**Exercise**
Reproduce the listing below word for word, with no pictures.

**Data extract**
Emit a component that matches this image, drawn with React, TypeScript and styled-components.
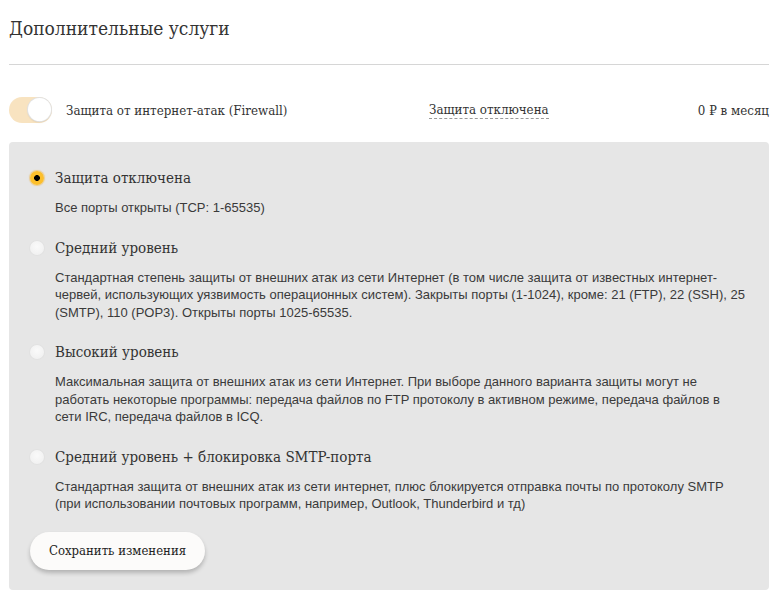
import React, { useState } from 'react'
import styled, { createGlobalStyle } from 'styled-components'

const slab = `"DejaVu Serif Condensed", "DejaVu Serif", serif`

const GlobalStyle = createGlobalStyle`
  body {
    margin: 0;
    background: #fff;
    font-family: ${slab};
    color: #333;
  }
`

const Page = styled.div`
  padding: 0 10px 0 9px;
`
const Title = styled.h2`
  margin: 14px 0 0;
  padding-bottom: 22px;
  border-bottom: 1px solid #d6d6d6;
  font-size: 19px;
  line-height: 28px;
  font-weight: normal;
  color: #333;
`
const ServiceRow = styled.div`
  display: grid;
  grid-template-columns: 57px 363px 1fr auto;
  align-items: center;
  height: 26px;
  margin-top: 32px;
  font-size: 13.2px;
  color: #333;
`
const Toggle = styled.button<{ $on: boolean }>`
  position: relative;
  width: 43px;
  height: 26px;
  padding: 0;
  border: none;
  border-radius: 13px;
  background: ${(p) => (p.$on ? '#fbd98f' : '#f8e3c0')};
  cursor: pointer;

  &::after {
    content: '';
    position: absolute;
    top: 1px;
    left: ${(p) => (p.$on ? '1px' : '19px')};
    width: 23px;
    height: 23px;
    border-radius: 50%;
    background: #fff;
    box-shadow: 0 0 0 1px #e2e2e2, 0 1px 2px rgba(0, 0, 0, 0.15);
  }
`
const StatusLink = styled.span`
  justify-self: start;
  padding-bottom: 1px;
  border-bottom: 1px dashed #9a9a9a;
  cursor: pointer;
`
const Price = styled.span`
  white-space: nowrap;
`
const Ruble = styled.span`
  font-family: "DejaVu Serif", "Noto Sans", sans-serif;
  font-size: 12px;
`
const Panel = styled.div`
  margin-top: 19px;
  padding: 26px 20px 20px 21px;
  background: #e6e6e6;
  border-radius: 4px;
`
const Option = styled.label`
  display: grid;
  grid-template-columns: 14px 1fr;
  column-gap: 11px;
  cursor: pointer;

  & + & {
    margin-top: 21px;
  }
`
const Radio = styled.span<{ $checked: boolean }>`
  align-self: center;
  width: 14px;
  height: 14px;
  border-radius: 50%;
  background: ${(p) =>
    p.$checked
      ? 'radial-gradient(circle, #000 0 2.6px, #fcbf2c 3.2px)'
      : 'radial-gradient(circle at 50% 40%, #fafafa, #eeeeee)'};
  box-shadow: ${(p) =>
    p.$checked ? '0 0 1px 1px rgba(240, 170, 40, 0.45)' : '0 0 2px rgba(0, 0, 0, 0.08)'};
`
const OptionTitle = styled.span`
  font-size: 15px;
  line-height: 20px;
  color: #333;
`
const OptionText = styled.p`
  grid-column: 2;
  margin: 11px 0 0;
  font-family: "Liberation Sans", Arial, sans-serif;
  font-size: 13px;
  line-height: 17.5px;
  color: #3a3a3a;
`
const SaveButton = styled.button`
  margin-top: 19px;
  height: 38px;
  padding: 0 19px;
  border: none;
  border-radius: 19px;
  background: #fcfbfa;
  box-shadow: 0 3px 4px rgba(0, 0, 0, 0.22);
  font-family: ${slab};
  font-size: 13px;
  color: #222;
  cursor: pointer;
`

const levels = [
  {
    title: 'Защита отключена',
    text: 'Все порты открыты (TCP: 1-65535)',
  },
  {
    title: 'Средний уровень',
    text: 'Стандартная степень защиты от внешних атак из сети Интернет (в том числе защита от известных интернет-червей, использующих уязвимость операционных систем). Закрыты порты (1-1024), кроме: 21 (FTP), 22 (SSH), 25 (SMTP), 110 (POP3). Открыты порты 1025-65535.',
  },
  {
    title: 'Высокий уровень',
    text: 'Максимальная защита от внешних атак из сети Интернет. При выборе данного варианта защиты могут не работать некоторые программы: передача файлов по FTP протоколу в активном режиме, передача файлов в сети IRC, передача файлов в ICQ.',
  },
  {
    title: 'Средний уровень + блокировка SMTP-порта',
    text: 'Стандартная защита от внешних атак из сети интернет, плюс блокируется отправка почты по протоколу SMTP (при использовании почтовых программ, например, Outlook, Thunderbird и тд)',
  },
]

const App = () => {
  const [enabled, setEnabled] = useState(false)
  const [level, setLevel] = useState(0)

  return (
    <Page>
      <GlobalStyle />
      <Title>Дополнительные услуги</Title>
      <ServiceRow>
        <Toggle $on={enabled} onClick={() => setEnabled(!enabled)} />
        <span>Защита от интернет-атак (Firewall)</span>
        <StatusLink>{levels[level].title}</StatusLink>
        <Price>
          0 <Ruble>₽</Ruble> в месяц
        </Price>
      </ServiceRow>
      <Panel>
        {levels.map((l, i) => (
          <Option key={l.title} onClick={() => setLevel(i)}>
            <Radio $checked={level === i} />
            <OptionTitle>{l.title}</OptionTitle>
            <OptionText>{l.text}</OptionText>
          </Option>
        ))}
        <SaveButton>Сохранить изменения</SaveButton>
      </Panel>
    </Page>
  )
}

export default App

**Task output**
Emit a component that matches this image, drawn with React, TypeScript and styled-components.
import React, { useState } from 'react'
import styled, { createGlobalStyle } from 'styled-components'

const slab = `"DejaVu Serif Condensed", "DejaVu Serif", serif`

const GlobalStyle = createGlobalStyle`
  body {
    margin: 0;
    background: #fff;
    font-family: ${slab};
    color: #333;
  }
`

const Page = styled.div`
  padding: 0 10px 0 9px;
`
const Title = styled.h2`
  margin: 14px 0 0;
  padding-bottom: 22px;
  border-bottom: 1px solid #d6d6d6;
  font-size: 19px;
  line-height: 28px;
  font-weight: normal;
  color: #333;
`
const ServiceRow = styled.div`
  display: grid;
  grid-template-columns: 57px 363px 1fr auto;
  align-items: center;
  height: 26px;
  margin-top: 32px;
  font-size: 13.2px;
  color: #333;
`
const Toggle = styled.button<{ $on: boolean }>`
  position: relative;
  width: 43px;
  height: 26px;
  padding: 0;
  border: none;
  border-radius: 13px;
  background: ${(p) => (p.$on ? '#fbd98f' : '#f8e3c0')};
  cursor: pointer;

  &::after {
    content: '';
    position: absolute;
    top: 1px;
    left: ${(p) => (p.$on ? '1px' : '19px')};
    width: 23px;
    height: 23px;
    border-radius: 50%;
    background: #fff;
    box-shadow: 0 0 0 1px #e2e2e2, 0 1px 2px rgba(0, 0, 0, 0.15);
  }
`
const StatusLink = styled.span`
  justify-self: start;
  padding-bottom: 1px;
  border-bottom: 1px dashed #9a9a9a;
  cursor: pointer;
`
const Price = styled.span`
  white-space: nowrap;
`
const Ruble = styled.span`
  font-family: "DejaVu Serif", "Noto Sans", sans-serif;
  font-size: 12px;
`
const Panel = styled.div`
  margin-top: 19px;
  padding: 26px 20px 20px 21px;
  background: #e6e6e6;
  border-radius: 4px;
`
const Option = styled.label`
  display: grid;
  grid-template-columns: 14px 1fr;
  column-gap: 11px;
  cursor: pointer;

  & + & {
    margin-top: 21px;
  }
`
const Radio = styled.span<{ $checked: boolean }>`
  align-self: center;
  width: 14px;
  height: 14px;
  border-radius: 50%;
  background: ${(p) =>
    p.$checked
      ? 'radial-gradient(circle, #000 0 2.6px, #fcbf2c 3.2px)'
      : 'radial-gradient(circle at 50% 40%, #fafafa, #eeeeee)'};
  box-shadow: ${(p) =>
    p.$checked ? '0 0 1px 1px rgba(240, 170, 40, 0.45)' : '0 0 2px rgba(0, 0, 0, 0.08)'};
`
const OptionTitle = styled.span`
  font-size: 15px;
  line-height: 20px;
  color: #333;
`
const OptionText = styled.p`
  grid-column: 2;
  margin: 11px 0 0;
  font-family: "Liberation Sans", Arial, sans-serif;
  font-size: 13px;
  line-height: 17.5px;
  color: #3a3a3a;
`
const SaveButton = styled.button`
  margin-top: 19px;
  height: 38px;
  padding: 0 19px;
  border: none;
  border-radius: 19px;
  background: #fcfbfa;
  box-shadow: 0 3px 4px rgba(0, 0, 0, 0.22);
  font-family: ${slab};
  font-size: 13px;
  color: #222;
  cursor: pointer;
`

const levels = [
  {
    title: 'Защита отключена',
    text: 'Все порты открыты (TCP: 1-65535)',
  },
  {
    title: 'Средний уровень',
    text: 'Стандартная степень защиты от внешних атак из сети Интернет (в том числе защита от известных интернет-червей, использующих уязвимость операционных систем). Закрыты порты (1-1024), кроме: 21 (FTP), 22 (SSH), 25 (SMTP), 110 (POP3). Открыты порты 1025-65535.',
  },
  {
    title: 'Высокий уровень',
    text: 'Максимальная защита от внешних атак из сети Интернет. При выборе данного варианта защиты могут не работать некоторые программы: передача файлов по FTP протоколу в активном режиме, передача файлов в сети IRC, передача файлов в ICQ.',
  },
  {
    title: 'Средний уровень + блокировка SMTP-порта',
    text: 'Стандартная защита от внешних атак из сети интернет, плюс блокируется отправка почты по протоколу SMTP (при использовании почтовых программ, например, Outlook, Thunderbird и тд)',
  },
]

const App = () => {
  const [enabled, setEnabled] = useState(false)
  const [level, setLevel] = useState(0)

  return (
    <Page>
      <GlobalStyle />
      <Title>Дополнительные услуги</Title>
      <ServiceRow>
        <Toggle $on={enabled} onClick={() => setEnabled(!enabled)} />
        <span>Защита от интернет-атак (Firewall)</span>
        <StatusLink>{levels[level].title}</StatusLink>
        <Price>
          0 <Ruble>₽</Ruble> в месяц
        </Price>
      </ServiceRow>
      <Panel>
        {levels.map((l, i) => (
          <Option key={l.title} onClick={() => setLevel(i)}>
            <Radio $checked={level === i} />
            <OptionTitle>{l.title}</OptionTitle>
            <OptionText>{l.text}</OptionText>
          </Option>
        ))}
        <SaveButton>Сохранить изменения</SaveButton>
      </Panel>
    </Page>
  )
}

export default App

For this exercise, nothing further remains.